START
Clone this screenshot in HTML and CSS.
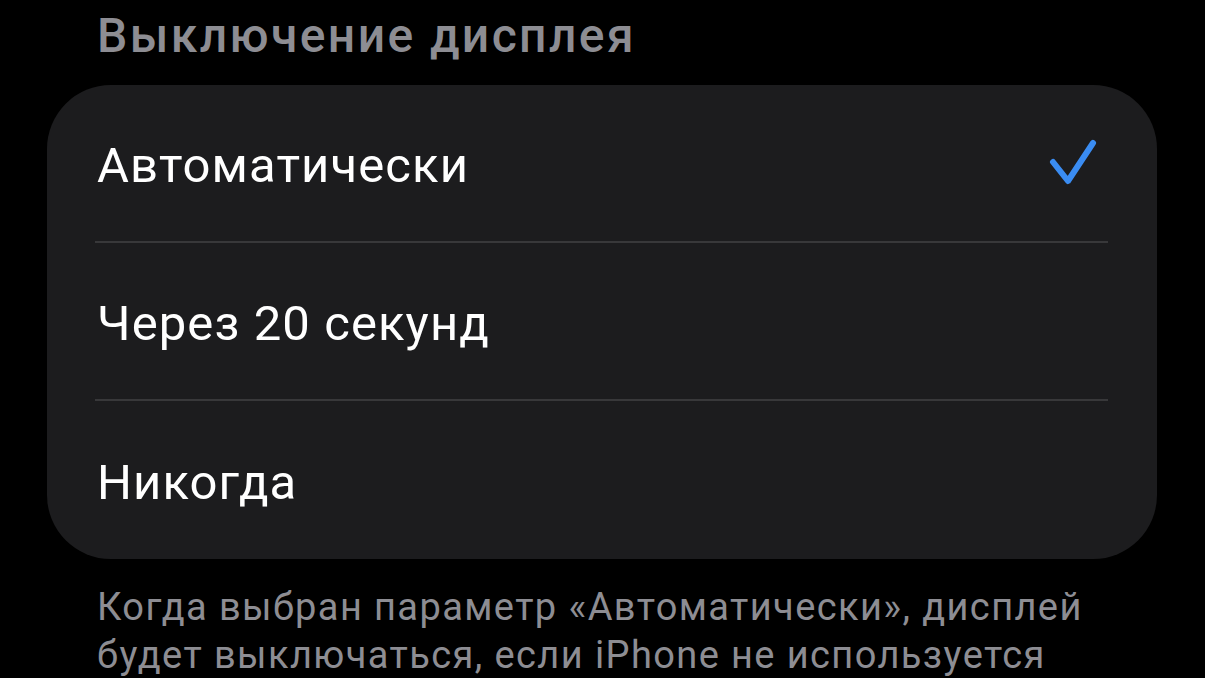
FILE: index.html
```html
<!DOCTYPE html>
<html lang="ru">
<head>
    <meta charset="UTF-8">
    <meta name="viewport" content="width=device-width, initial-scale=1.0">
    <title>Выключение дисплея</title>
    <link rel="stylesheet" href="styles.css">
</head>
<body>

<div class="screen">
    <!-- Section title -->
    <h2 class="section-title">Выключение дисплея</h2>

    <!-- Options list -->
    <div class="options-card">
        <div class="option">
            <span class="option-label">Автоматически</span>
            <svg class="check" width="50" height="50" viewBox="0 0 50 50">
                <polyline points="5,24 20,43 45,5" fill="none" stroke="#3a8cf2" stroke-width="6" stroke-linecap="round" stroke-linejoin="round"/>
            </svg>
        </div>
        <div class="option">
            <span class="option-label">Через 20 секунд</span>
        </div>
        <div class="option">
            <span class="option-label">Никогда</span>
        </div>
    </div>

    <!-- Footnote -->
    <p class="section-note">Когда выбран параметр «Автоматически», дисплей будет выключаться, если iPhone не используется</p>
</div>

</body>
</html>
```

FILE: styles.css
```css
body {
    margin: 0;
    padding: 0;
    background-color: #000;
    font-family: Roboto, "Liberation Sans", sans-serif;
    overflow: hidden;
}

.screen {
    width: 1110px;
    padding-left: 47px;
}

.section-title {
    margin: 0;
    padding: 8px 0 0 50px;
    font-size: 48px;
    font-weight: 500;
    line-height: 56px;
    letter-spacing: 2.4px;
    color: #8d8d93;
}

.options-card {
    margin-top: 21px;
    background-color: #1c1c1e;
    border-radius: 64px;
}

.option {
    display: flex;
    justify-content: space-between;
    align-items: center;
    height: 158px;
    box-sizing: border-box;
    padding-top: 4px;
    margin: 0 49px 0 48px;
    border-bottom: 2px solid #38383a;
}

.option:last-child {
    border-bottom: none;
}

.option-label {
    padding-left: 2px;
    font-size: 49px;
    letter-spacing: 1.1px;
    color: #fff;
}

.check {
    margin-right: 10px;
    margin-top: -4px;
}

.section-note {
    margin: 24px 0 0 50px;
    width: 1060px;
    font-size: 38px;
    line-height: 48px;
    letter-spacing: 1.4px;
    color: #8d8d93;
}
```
END
Quote the material exactly. Pictures stay out.

**Answer:**
Clone this screenshot in HTML and CSS.
FILE: index.html
```html
<!DOCTYPE html>
<html lang="ru">
<head>
    <meta charset="UTF-8">
    <meta name="viewport" content="width=device-width, initial-scale=1.0">
    <title>Выключение дисплея</title>
    <link rel="stylesheet" href="styles.css">
</head>
<body>

<div class="screen">
    <!-- Section title -->
    <h2 class="section-title">Выключение дисплея</h2>

    <!-- Options list -->
    <div class="options-card">
        <div class="option">
            <span class="option-label">Автоматически</span>
            <svg class="check" width="50" height="50" viewBox="0 0 50 50">
                <polyline points="5,24 20,43 45,5" fill="none" stroke="#3a8cf2" stroke-width="6" stroke-linecap="round" stroke-linejoin="round"/>
            </svg>
        </div>
        <div class="option">
            <span class="option-label">Через 20 секунд</span>
        </div>
        <div class="option">
            <span class="option-label">Никогда</span>
        </div>
    </div>

    <!-- Footnote -->
    <p class="section-note">Когда выбран параметр «Автоматически», дисплей будет выключаться, если iPhone не используется</p>
</div>

</body>
</html>
```

FILE: styles.css
```css
body {
    margin: 0;
    padding: 0;
    background-color: #000;
    font-family: Roboto, "Liberation Sans", sans-serif;
    overflow: hidden;
}

.screen {
    width: 1110px;
    padding-left: 47px;
}

.section-title {
    margin: 0;
    padding: 8px 0 0 50px;
    font-size: 48px;
    font-weight: 500;
    line-height: 56px;
    letter-spacing: 2.4px;
    color: #8d8d93;
}

.options-card {
    margin-top: 21px;
    background-color: #1c1c1e;
    border-radius: 64px;
}

.option {
    display: flex;
    justify-content: space-between;
    align-items: center;
    height: 158px;
    box-sizing: border-box;
    padding-top: 4px;
    margin: 0 49px 0 48px;
    border-bottom: 2px solid #38383a;
}

.option:last-child {
    border-bottom: none;
}

.option-label {
    padding-left: 2px;
    font-size: 49px;
    letter-spacing: 1.1px;
    color: #fff;
}

.check {
    margin-right: 10px;
    margin-top: -4px;
}

.section-note {
    margin: 24px 0 0 50px;
    width: 1060px;
    font-size: 38px;
    line-height: 48px;
    letter-spacing: 1.4px;
    color: #8d8d93;
}
```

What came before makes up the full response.